Na análise final, o esquema abstrato de Kautsky leva a uma concepção que é inteiramente falsa em seu conteúdo teórico, à apologia direta do imperialismo, a uma posição hostil ao socialismo existente. A concepção abstrata escolástica não-revolucionária da teoria do marxismo provou ser a ponte pela qual Kautsky inevitavelmente chegou à completa traição do marxismo, tanto em teoria quando na política.

A análise teórica concreta de Lenin do mesmo problema é bastante diferente. Seu ponto de partida é a perspectiva da prática revolucionária das classes trabalhadoras, das massas. Este princípio joga luz diretamente na dialética concreta, real, do verdadeiro processo em suas contradições e tensão. Também explica o fato de que a previsão teórica de Lenin se tornou verdade com literal acurácia dois anos depois: em 1917 o imperialismo mundial explodiu em seu elo mais fraco, e toda história subsequente tomou a forma de mais e mais elos no sistema mundial do imperialismo se rompendo.

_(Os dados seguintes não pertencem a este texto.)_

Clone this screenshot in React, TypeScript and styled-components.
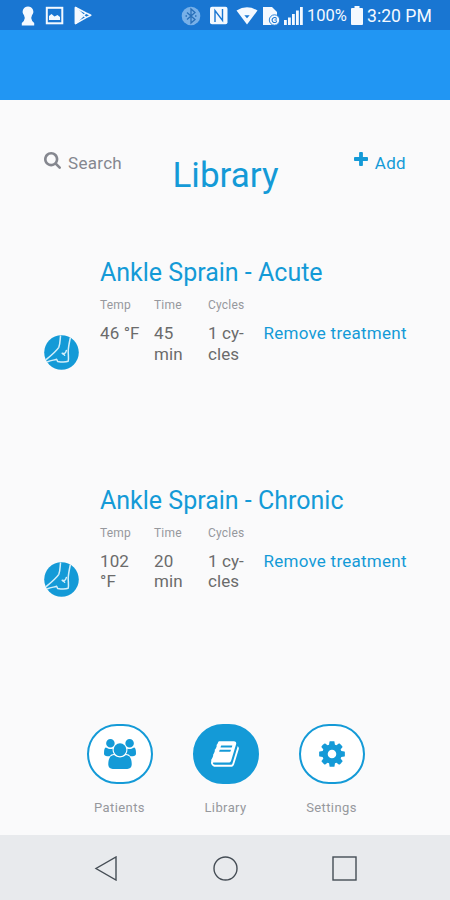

A dialética da história é tal que, substituindo os elos fracos do sistema imperialista, elos de uma nova economia e sistema político surgem e ganham força dia a dia, os elos da comunidade dos países socialistas. Esta é a forma como o mundo moderno é transformado, em exata concordância com a previsão teórica concreta de Lenin, aquele grande mestre da dialética.

Aí está a lição para teóricos marxistas se esforçando para realçar em uma maneira científica as leis do desenvolvimento social e evoluir os conceitos teóricos deles.